Смотрю на своего сына чувствуя, как в горле встаёт противный комок.
Но мужчины не плачут, уж точно. И я не покажу своей слабости. Своей боли.
На душе скребёт зверски. Пальцы рук дрожат.
И чтобы сдержаться, и киваю спокойно. Отворачиваюсь от стекла, позволяя медсестре унести ребёнка.
− С ним всё хорошо? – Уточняю у врача. – Всё-таки, он родился недоношенным…
Грудь вздымается. На шее натянулись жилы.
А ещё доктор как-то странно выдыхает. Жуёт губами, опустив глаза в пол.
Кладёт пальцы на моё плечо. Стискивает несильно.
− Давайте поговорим в моём кабинете. Прошу. – Делает взмах рукой.
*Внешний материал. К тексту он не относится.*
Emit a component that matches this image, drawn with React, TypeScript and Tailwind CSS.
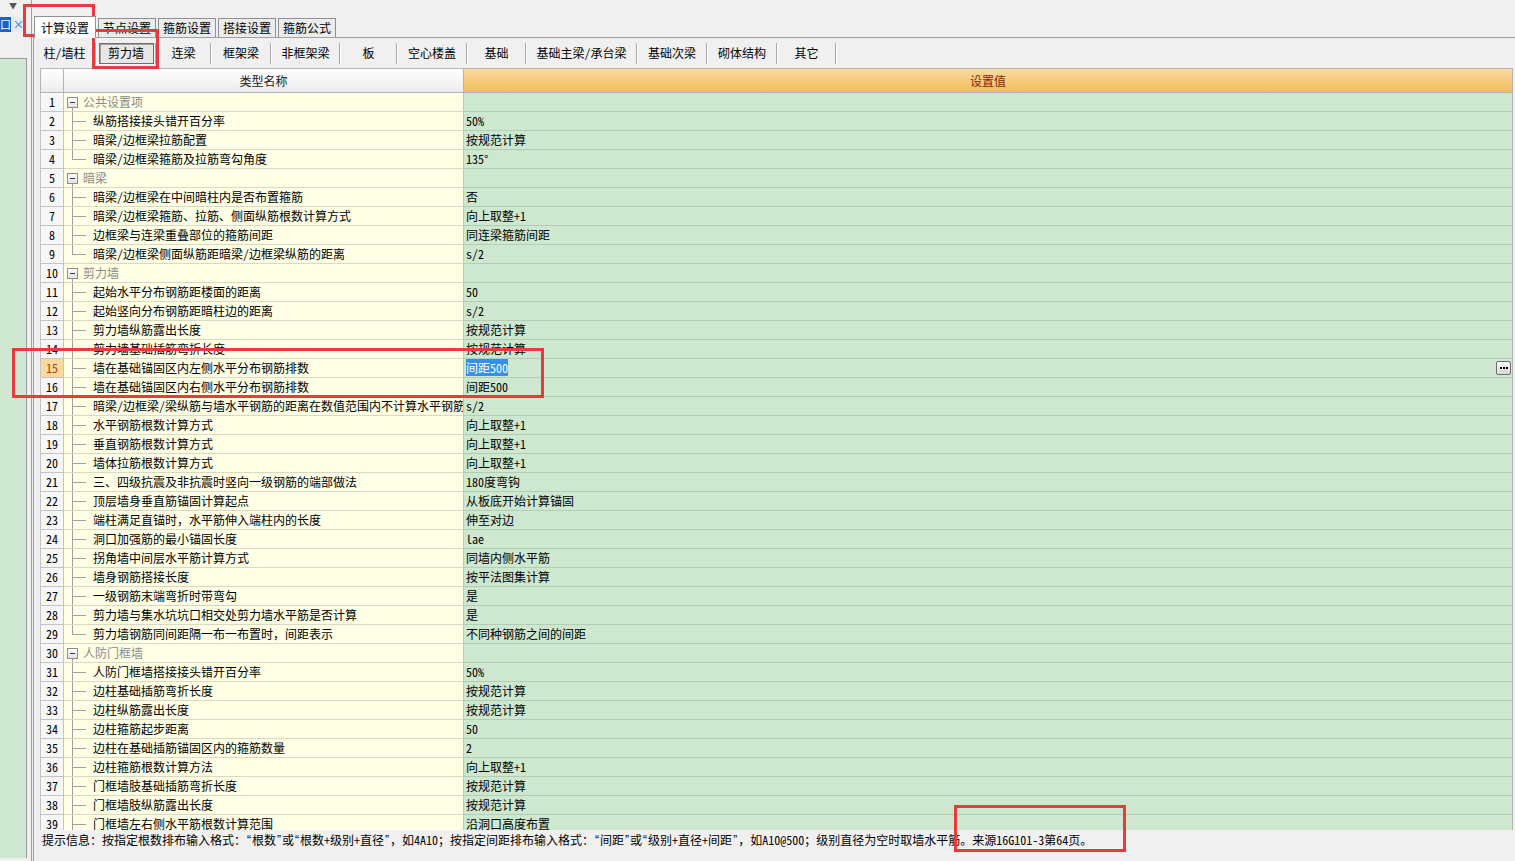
import React from 'react';

type Row = { name: string; v?: string; g?: boolean };

const rows: Row[] = [
    { name: '公共设置项', g: true },
    { name: '纵筋搭接接头错开百分率', v: '50%' },
    { name: '暗梁/边框梁拉筋配置', v: '按规范计算' },
    { name: '暗梁/边框梁箍筋及拉筋弯勾角度', v: '135°' },
    { name: '暗梁', g: true },
    { name: '暗梁/边框梁在中间暗柱内是否布置箍筋', v: '否' },
    { name: '暗梁/边框梁箍筋、拉筋、侧面纵筋根数计算方式', v: '向上取整+1' },
    { name: '边框梁与连梁重叠部位的箍筋间距', v: '同连梁箍筋间距' },
    { name: '暗梁/边框梁侧面纵筋距暗梁/边框梁纵筋的距离', v: 's/2' },
    { name: '剪力墙', g: true },
    { name: '起始水平分布钢筋距楼面的距离', v: '50' },
    { name: '起始竖向分布钢筋距暗柱边的距离', v: 's/2' },
    { name: '剪力墙纵筋露出长度', v: '按规范计算' },
    { name: '剪力墙基础插筋弯折长度', v: '按规范计算' },
    { name: '墙在基础锚固区内左侧水平分布钢筋排数', v: '间距500' },
    { name: '墙在基础锚固区内右侧水平分布钢筋排数', v: '间距500' },
    { name: '暗梁/边框梁/梁纵筋与墙水平钢筋的距离在数值范围内不计算水平钢筋', v: 's/2' },
    { name: '水平钢筋根数计算方式', v: '向上取整+1' },
    { name: '垂直钢筋根数计算方式', v: '向上取整+1' },
    { name: '墙体拉筋根数计算方式', v: '向上取整+1' },
    { name: '三、四级抗震及非抗震时竖向一级钢筋的端部做法', v: '180度弯钩' },
    { name: '顶层墙身垂直筋锚固计算起点', v: '从板底开始计算锚固' },
    { name: '端柱满足直锚时，水平筋伸入端柱内的长度', v: '伸至对边' },
    { name: '洞口加强筋的最小锚固长度', v: 'lae' },
    { name: '拐角墙中间层水平筋计算方式', v: '同墙内侧水平筋' },
    { name: '墙身钢筋搭接长度', v: '按平法图集计算' },
    { name: '一级钢筋末端弯折时带弯勾', v: '是' },
    { name: '剪力墙与集水坑坑口相交处剪力墙水平筋是否计算', v: '是' },
    { name: '剪力墙钢筋同间距隔一布一布置时，间距表示', v: '不同种钢筋之间的间距' },
    { name: '人防门框墙', g: true },
    { name: '人防门框墙搭接接头错开百分率', v: '50%' },
    { name: '边柱基础插筋弯折长度', v: '按规范计算' },
    { name: '边柱纵筋露出长度', v: '按规范计算' },
    { name: '边柱箍筋起步距离', v: '50' },
    { name: '边柱在基础插筋锚固区内的箍筋数量', v: '2' },
    { name: '边柱箍筋根数计算方法', v: '向上取整+1' },
    { name: '门框墙肢基础插筋弯折长度', v: '按规范计算' },
    { name: '门框墙肢纵筋露出长度', v: '按规范计算' },
    { name: '门框墙左右侧水平筋根数计算范围', v: '沿洞口高度布置' },
];

const tabs = ['计算设置', '节点设置', '箍筋设置', '搭接设置', '箍筋公式'];

const subs = [
    { t: '柱/墙柱', w: 'w-[63px]' },
    { t: '剪力墙', w: 'w-[60px]', active: true },
    { t: '连梁', w: 'w-[55px]' },
    { t: '框架梁', w: 'w-[60px]' },
    { t: '非框架梁', w: 'w-[69px]' },
    { t: '板', w: 'w-[57px]' },
    { t: '空心楼盖', w: 'w-[70px]' },
    { t: '基础', w: 'w-[59px]' },
    { t: '基础主梁/承台梁', w: 'w-[111px]' },
    { t: '基础次梁', w: 'w-[70px]' },
    { t: '砌体结构', w: 'w-[70px]' },
    { t: '其它', w: 'w-[59px]' },
];

// 半角引号
const Q = ({ c }: { c: string }) => (
    <span className="inline-block w-[6px] text-center font-['Liberation_Sans',sans-serif]">{c}</span>
);

const TreeCell = ({ row, idx }: { row: Row; idx: number }) => {
    const next = rows[idx + 1];
    const isLast = next ? !!next.g : false;
    if (row.g) {
        return (
            <>
                <div className="absolute left-[3px] top-[4px] w-[11px] h-[11px] border border-[#8e8e8e] bg-gradient-to-b from-white to-[#e2e2e2] flex items-center justify-center">
                    <div className="w-[5px] h-px bg-[#3a3a3a]" />
                </div>
                <div className="absolute left-[8px] top-[15px] w-px h-[4px] bg-[#a0a0a0]" />
                <span className="absolute left-[19px] top-0 text-[#8a8a8a]">{row.name}</span>
            </>
        );
    }
    return (
        <>
            <div className={`absolute left-[8px] top-0 w-px bg-[#a0a0a0] ${isLast ? 'h-[10px]' : 'h-[19px]'}`} />
            <div className="absolute left-[8px] top-[9px] w-[14px] h-px bg-[#a0a0a0]" />
            <span className="absolute left-[29px] top-0 whitespace-nowrap">{row.name}</span>
        </>
    );
};

export default function App() {
    return (
        <div className="w-[1515px] h-[861px] bg-[#f0f0f0] flex relative overflow-hidden text-[12px] leading-[18px] text-black font-['Noto_Sans_Mono_CJK_SC','Noto_Sans_CJK_SC',monospace]">
            {/* 左侧栏 */}
            <div className="w-[32px] shrink-0 border-r border-[#a0a0a0] flex flex-col">
                <div className="h-[14px] pl-[9px] text-[8px] leading-[12px] text-[#555]">▼</div>
                <div className="h-[3px]" />
                <div className="h-[15px] flex items-center">
                    <div className="w-[11px] h-[15px] bg-[#1d5fd6] text-white text-[11px] leading-[15px] overflow-hidden">口</div>
                    <div className="w-[15px] h-[15px] bg-[#e4ecf8] text-[#1d5fd6] text-[11px] leading-[15px] text-center">×</div>
                </div>
                <div className="h-[26px]" />
                <div className="w-[27px] h-[800px] border-t border-r border-[#9a9a9a] bg-[#cfe8d2]" />
            </div>

            {/* 主区域 */}
            <div className="flex-1 pl-px flex flex-col">
                <div className="h-[38px] flex items-end pl-px gap-[2px] border-b border-[#a0a0a0]">
                    {tabs.map((t, i) =>
                        i === 0 ? (
                            <div key={t} className="h-[22px] w-[62px] -mb-px relative z-10 bg-white border border-b-0 border-[#919191] flex items-center justify-center">
                                {t}
                            </div>
                        ) : (
                            <div key={t} className="h-[19px] w-[58px] bg-[#ececec] border border-b-0 border-[#919191] flex items-center justify-center">
                                {t}
                            </div>
                        )
                    )}
                </div>

                <div className="flex-1 border-l border-[#a0a0a0] flex flex-col">
                    {/* 子分类 */}
                    <div className="h-[30px] flex items-center">
                        {subs.map((s) => (
                            <div key={s.t} className={`${s.w} h-[30px] flex items-center`}>
                                <div className="flex-1 flex items-center justify-center">
                                    {s.active ? (
                                        <div className="w-[55px] h-[21px] border border-[#6f6f6f] bg-[#e7e7e7] shadow-[inset_1px_1px_0_#a0a0a0] flex items-center justify-center">
                                            {s.t}
                                        </div>
                                    ) : (
                                        <span>{s.t}</span>
                                    )}
                                </div>
                                <div className="w-[2px] h-[21px] border-l border-[#a8a8a8] border-r border-r-white" />
                            </div>
                        ))}
                    </div>

                    {/* 表格 */}
                    <div className="ml-[6px] w-[1473px] border-t border-[#b4b4b4] flex flex-col">
                        <div className="h-[24px] flex border-b border-[#b4b4b4]">
                            <div className="w-[24px] shrink-0 border-l border-r border-[#b4b4b4] bg-gradient-to-b from-white to-[#ebebeb]" />
                            <div className="w-[400px] shrink-0 border-r border-[#b4b4b4] bg-gradient-to-b from-white to-[#ebebeb] flex items-center justify-center text-[#222]">
                                类型名称
                            </div>
                            <div className="flex-1 border-r border-[#b4b4b4] bg-gradient-to-b from-[#fbdba0] to-[#f2bb58] flex items-center justify-center text-[#8b1c0c]">
                                设置值
                            </div>
                        </div>
                        <div className="h-[737px] overflow-hidden">
                            {rows.map((r, i) => {
                                const sel = i === 14;
                                return (
                                    <div key={i} className="h-[19px] flex">
                                        <div
                                            className={`w-[24px] shrink-0 border-l border-r border-b border-[#c4c4c4] flex items-center justify-center ${
                                                sel ? 'bg-[#fdd9a0] text-[#a8400c]' : 'bg-[#f7f7f7]'
                                            }`}
                                        >
                                            {i + 1}
                                        </div>
                                        <div className="w-[400px] shrink-0 relative overflow-hidden border-r border-b border-r-[#c4c4c4] border-b-[#d9d9c6] bg-[#ffffe6]">
                                            <TreeCell row={r} idx={i} />
                                        </div>
                                        <div className="flex-1 relative border-r border-b border-r-[#b4b4b4] border-b-[#b3ccb5] bg-[#cde8cf] pl-[2px] whitespace-nowrap">
                                            {sel ? (
                                                <>
                                                    <span className="bg-[#3390f0] text-white">{r.v}</span>
                                                    <div className="absolute right-[1px] top-[2px] w-[15px] h-[14px] rounded-[2px] border border-[#6e6e6e] bg-gradient-to-b from-[#fbfbfb] to-[#d8d8d8] flex items-center justify-center gap-px">
                                                        <div className="w-[2px] h-[2px] bg-black" />
                                                        <div className="w-[2px] h-[2px] bg-black" />
                                                        <div className="w-[2px] h-[2px] bg-black" />
                                                    </div>
                                                </>
                                            ) : (
                                                r.v
                                            )}
                                        </div>
                                    </div>
                                );
                            })}
                        </div>
                    </div>

                    {/* 提示信息 */}
                    <div className="h-[20px] pl-[8px] flex items-center whitespace-nowrap">
                        提示信息：按指定根数排布输入格式：<Q c="“" />根数<Q c="”" />或<Q c="“" />根数+级别+直径<Q c="”" />，如4A10；按指定间距排布输入格式：<Q c="“" />间距<Q c="”" />或<Q c="“" />级别+直径+间距<Q c="”" />，如A10@500；级别直径为空时取墙水平筋。来源16G101-3第64页。
                    </div>
                </div>
            </div>

            {/* 标注框 */}
            <div className="absolute left-[23px] top-[4px] w-[72px] h-[33px] border-[3px] border-[#e83b3b]" />
            <div className="absolute left-[92px] top-[29px] w-[67px] h-[40px] border-[3px] border-[#e83b3b]" />
            <div className="absolute left-[12px] top-[348px] w-[532px] h-[50px] border-[3px] border-[#e83b3b]" />
            <div className="absolute left-[954px] top-[805px] w-[172px] h-[47px] border-[3px] border-[#e83b3b]" />
        </div>
    );
}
Меня же словно кипятком окатывает.
− Хорошо. – Всё же срываюсь на хрип.
Разворачиваюсь вслед за врачом. Удаляюсь по коридору.
Один шаг. Второй. Третий.
Решимость тухнет с каждым шагом. Сердце бешено колотится. Громыхает.
И, кажется, я ничего не слышу кроме этого бешеного стука.
Меня бесит, что он оттягивает момент разговора. Ищет уловки. В глаза не смотрит.
Всё это кажется мне подозрительным. Неправильным.
Так не должно быть.
Что случилось?
− Оленька, никого ко мне не впускайте. – Кивает миловидной девушке за столом.
И, не смотря на коротенький халатик медсестры кажется, эта блондинка здесь для другого.
− Принести кофе, Геннадий Викторович? – Привстаёт со стула.
Оголяет стройные ножки, отчего халатик подлетает выше. Открывает кружевную резинку чулок.
И я крякаю. Отворачиваюсь.
Так и знал…
− Нет, Оленька, не нужно. – Мужчина шипит.
Кривит губы. А ещё смотрит на свою болонку со смесью раздражения и похоти.
Всё понятно…
Кабинет врача напоминает мини-офис. Всё обставлено с уютом. Стильно. Дорого.
Дубовый стол, кресла цвета взбесившегося апельсина, репродукции известных картин на окнах.
Никаких противных больничных запахов. Кучи лекарств на столе.
Кажется, что попал в приёмную какой-нибудь солидной компании. Наверное, именно такое впечатление Геннадий Викторович и стремился произвести.
− Присаживайтесь. – Кивает на кресло.
Подходит к окну, отодвигая тяжёлую портьеру. Там – личный бар. Да не какой-нибудь, из масс-маркета.
Всё – сплошь дорогое, элитное. Подаренное благодарными папашами.
Богатыми шишками, для которых ребёнок – лишь вложение.
Проводит рукой по горлышкам бутылок. Улыбается дружелюбно.
− Выпьете?
− Нет, спасибо. За рулём. – Не хочу тратить время на возлияния.
− Хорошо. – Неспешно поправляет воротник халата.
Возвращает штору на место.
Глаза горят. Обводят помещение. Принципиально не останавливаются на мне.
Как будто с духом собирается.
Садится за стол, складывая руки в «замок». Смотрит участливо.
Так, будто ему и впрямь есть что мне сказать.
− Начинайте. Что с моим ребёнком? – В груди горит пожар.
В два прыжка оказываюсь рядом.
Наваливаюсь на стол ладонями, не сводя безумного взгляда с доктора.
− Вы присядьте, Артём Леонидович… - Начинает увещевать.
Я же взрываюсь. Изо всех сил луплю ладонью по столешнице.
Захлёбываюсь от ярости.
− Я не хочу садиться! – Рычу, не отрывая взгляд. – Я хочу, чтобы вы мне всё рассказали. Сейчас же…
Мой голос звучит угрожающе. Врач понимает.
Поэтому он тоже поднимается из-за стола. Закладывает руки за спину.
Совершает обход по кабинету.
− Артём Леонидович, с вашим сыном всё в порядке, он полностью здоров, я уже говорил. Но…
Это крохотная частичка бьёт по живому. Заставляет дёрнуться. Напрячься.
И я уже готов разлететься на куски. Вспылить.
Слишком уж выводит меня из себя эта недосказанность. Косые взгляды.
− Что – но? – Угрожающе рычу.
Убираю руки в карманы брюк. Ноги на ширине плеч. Губы плотно сжаты.
Чтобы он не понял, как я сдерживаюсь из последних сил.